In 1842, the Chinese were forced to agree to peace under the Treaty of Nanking. Opium trade more than doubled for the next three decades after the treaty. The British Supplementary Treaty of the Bogue, signed in 1843 reinforced the Treaty of Nanking and allowed the ports of Guangzhou, Jinmen, Fuzhou, Ningbo and Shanghai, to be open to British trade and residence. Hong Kong was also ceded to the British. Later, in 1858 the Chinese were forced to accept the Treaty of Tianjin, which allowed France, Russia and the United States similar privileges.
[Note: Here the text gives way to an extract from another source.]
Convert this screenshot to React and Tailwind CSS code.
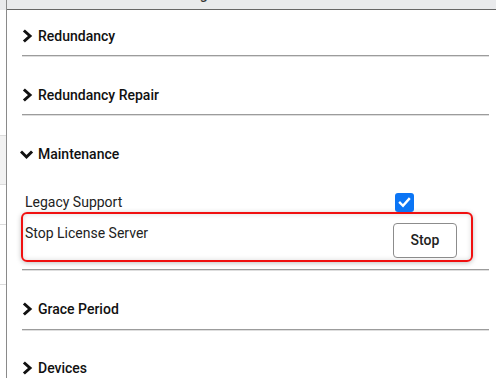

I assumed, when watching more modern Western movies, the Chinese grew the opium which allowed U. S. citizens to visit opium dens, where they would lie on a cot and smoke a pipe of opium. Drugs rendered from opium, such as Laudanum were available to buy without a prescription.

It wasn't until I was researching this article, that I realized the Chinese didn't grow the opium...it was traded for tea. It almost destroyed a country as large as China.

A disgraced Lin Tse-hsu was sent to a remote appointment in Turkestan.

(source cited: http://education.yahoo.com/reference/encyclopedia/entry/OpiumWar)

Published by D. J. Poe

nurse 38 years; owned own business10 years 1st lit award age 17. Published in Zines  View profile

To comment, please sign in to your Yahoo! account, or sign up for a new account.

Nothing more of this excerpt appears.